Collaboration versus Cheating
Collaboration Versus Cheating: Reducing Code Plagiarism in an Online MS Computer Science Program Tony Mason, Ada Gavrilovska, and David A. Joyner, Proceedings of the 50th ACM Technical Symposium on Computer Science Education, pp. 1004-1010, Minneapolis, MN, February 27 – March 2, 2019.
This is a rather different paper than my usual but I thought I would write about it since I was the one that drove this particular work. I first started as a teaching assistant for the Graduate Introduction to Operating Systems in Georgia Tech’s Online Master of Science in Computer Science program. One of my motivations at the time was to really learn more about how online education could be realized. The program’s goals were to achieve scale (which it has) and to maintain a quality level that was non-inferior to their online MSc program offering. I achieved many of my goals here, as I learned how to improve the pedagogical goals (by improving feedback to students, and helping them understand the topics) of the class while also finding ways to ensure academic honesty.
I started working with the class in Fall 2015; at that point we had no proactive plagiarism detection in place, though we were collecting similarity data. It wasn’t until 2016 that I started looking at that data and began to realize we had a noticeable plagiarism rate. We tried a number of techniques to try and reduce this. We explained what plagiarism was, we offered “amnesties” if people that cheated would come forward and admit it. Neither worked. Amnesty actually lead to cases where students we did not think had plagiarized were admitting to things we considered to be fair use (e.g., using existing code to set up socket connections).

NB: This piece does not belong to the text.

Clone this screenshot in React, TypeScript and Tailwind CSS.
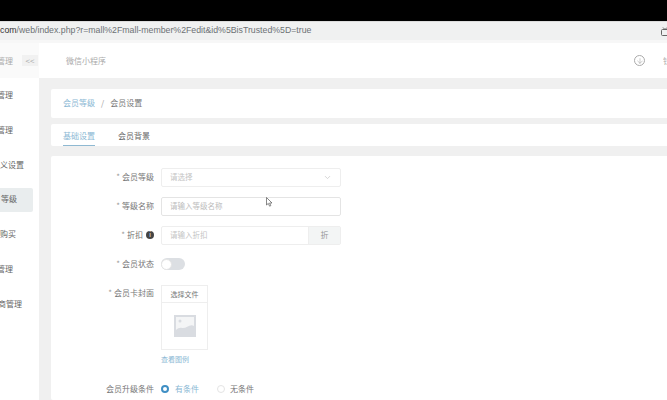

Figure 1 shows the progress over time, and clearly delineates when our intervention strategies were successful. What it does not capture is the qualitative difference. By Spring 2017, I was observing students wholesale submitting other students’ projects and claiming it as their own! It was that semester when I prioritized “early intervention” in which I quickly identified students suspected of cheating and confronted them. The plagiarism rate for subsequent projects dropped precipitously.
The downside to this approach is that it took a tremendous amount of work to do this, which makes it impractical because it does not scale. Effective is great, but scalability was also a requirement if it was going to be useful. In the summer of 2017 we introduced one new mechanism to the class: we added a mandatory quiz that went over the policy and asked students if they understood the course policies defining collaboration and cheating, as well as understanding why this was important and the potential penalties.
The results surprised me: the plagiarism rate plummeted. I was cautiously optimistic though because the Summer 2017 class was the smallest we’d ever had. Thus, I suspected it might simply be an anomaly. But this encouraged me to begin making the evaluation more rigorous. In the Fall of 2018 I spent time automating the process of doing code comparisons not only with other students in the same class, but also comparing submissions across all prior submissions. My motivation for doing this work was to validate what I thought I was seeing.
Thus I performed retrospective analysis on prior semesters in which the course was offered. I used that data to write a paper for Learning at Scale 2018 but that paper was rejected. I used the feedback from that to revise my draft and submit an update to it to ICER 2018 but that was also rejected. I once again dug deep and revised the paper and submitted it to SIGCSE 2019, where it was accepted (and astoundingly, all the reviews were accepts!) I revised the final paper to address the concerns of some reviewers (the weak accepts) and that is what was included at SIGCSE.
This doesn’t move my research forward per-se, but it helped me understand how incredibly important data visualization is – like Figure 1. I also learned how important it is to construct reproducible data analysis flows. The scripts I wrote helped me build a suite of tools for improving reproducibility. The research I did helped me better understand why the primary automated tool we use works (MOSS) and its limitations. When I was done I realized that I could easily continue exploring this research area, but since it isn’t core to my focus, I’ll leave it to others to push the frontiers.
Still it was an interesting project and helped confirm my interest in doing research.
I have a public repository with further information (beyond what is in my paper) on GitHub. It includes a copy of the slides from my presentation in March at SIGCSE (in which I think I had around 60 people, which was far more than I’d expected given that it was the last half-day of the conference!)